Glamour and taste: Obama tent feast to curry favour with India

Giles Whittell in Washington

There will be music from the composer of the Slumdog Millionaire theme, food from an Ethiopian-born Swedish chef and cedar chips sprinkled on the roofs of the portable lavatories. There may also be the faint patter of drizzle on canvas.

The first state dinner of the Obama era, held tonight in a tent village on the South Lawn of the White House, will honour an Indian Prime Minister described by aides as an abstemious vegetarian. At the same time, it will set the tone for formal entertaining by the most glamorous couple to inhabit the White House since the Kennedys.

Michelle Obama has personally supervised the compilation of a guest list 400 names long and the creation of a menu of global cuisine, “possibly including a curry dish”, that will have to avoid seeming too global lest the Obamas’ critics condemn it as a betrayal of apple pie. Invitations to the banquet for Manmohan Singh are the most sought after in town — a town with thousands of powerbrokers but only one superstar.
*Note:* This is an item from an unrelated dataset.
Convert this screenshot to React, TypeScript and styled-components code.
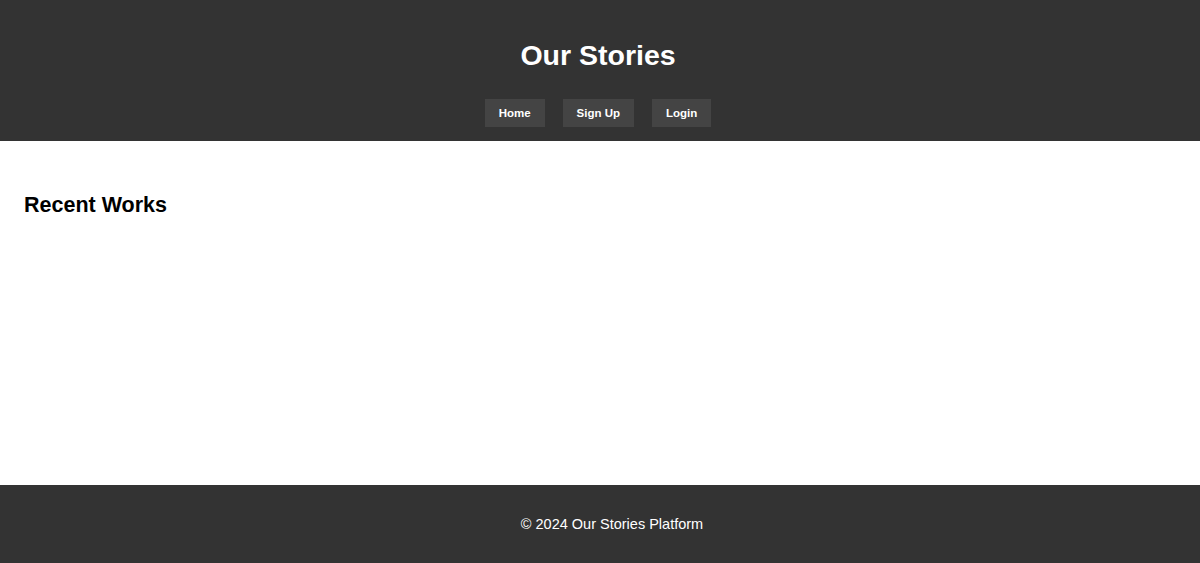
import styled, { createGlobalStyle } from 'styled-components';

const GlobalStyle = createGlobalStyle`
  * {
    box-sizing: border-box;
  }
  body {
    margin: 0;
    font-family: 'Liberation Sans', Arial, sans-serif;
    background: #fff;
    color: #000;
  }
`;

const navLinks = ['Home', 'Sign Up', 'Login'];

const App = () => {
  return (
    <>
      <GlobalStyle />
      <Header>
        <Title>Our Stories</Title>
        <Nav>
          {navLinks.map((name) => (
            <NavLink key={name} href='#'>
              {name}
            </NavLink>
          ))}
        </Nav>
      </Header>
      <Main>
        <SectionTitle>Recent Works</SectionTitle>
      </Main>
      <Footer>
        <p>&copy; 2024 Our Stories Platform</p>
      </Footer>
    </>
  );
};
export default App;

const Header = styled.header`
  background: #333;
  color: #fff;
  text-align: center;
  padding: 39px 4px 14px 0;
`;

const Title = styled.h1`
  margin: 0 0 27px;
  font-size: 28.5px;
  line-height: 33px;
  font-weight: 700;
`;

const Nav = styled.nav`
  display: flex;
  justify-content: center;
  gap: 18px;
`;

const NavLink = styled.a`
  display: inline-block;
  height: 28px;
  line-height: 28px;
  padding: 0 14px;
  background: #444;
  color: #fff;
  font-size: 11.5px;
  font-weight: 700;
  text-decoration: none;
`;

const Main = styled.main`
  height: 344px;
  padding: 52px 24px 0;
`;

const SectionTitle = styled.h2`
  margin: 0;
  font-size: 21.5px;
  line-height: 25px;
  font-weight: 700;
`;

const Footer = styled.footer`
  background: #333;
  color: #fff;
  text-align: center;
  height: 78px;
  padding: 30px 0 30px 24px;

  p {
    margin: 0;
    font-size: 14.5px;
    line-height: 18px;
  }
`;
Hollywood has been enlisted to provide some more: Steven Spielberg, David Geffen and Jeffrey Katzenberg, the billionaire founders of Dreamworks SKG, are all said to be on the list in recognition of their work as “bundlers” of Hollywood donations to the Obama campaign. Mr Spielberg is also the beneficiary of a $550 million (£330 million) investment in his films by Anil Ambani, the Indian tycoon.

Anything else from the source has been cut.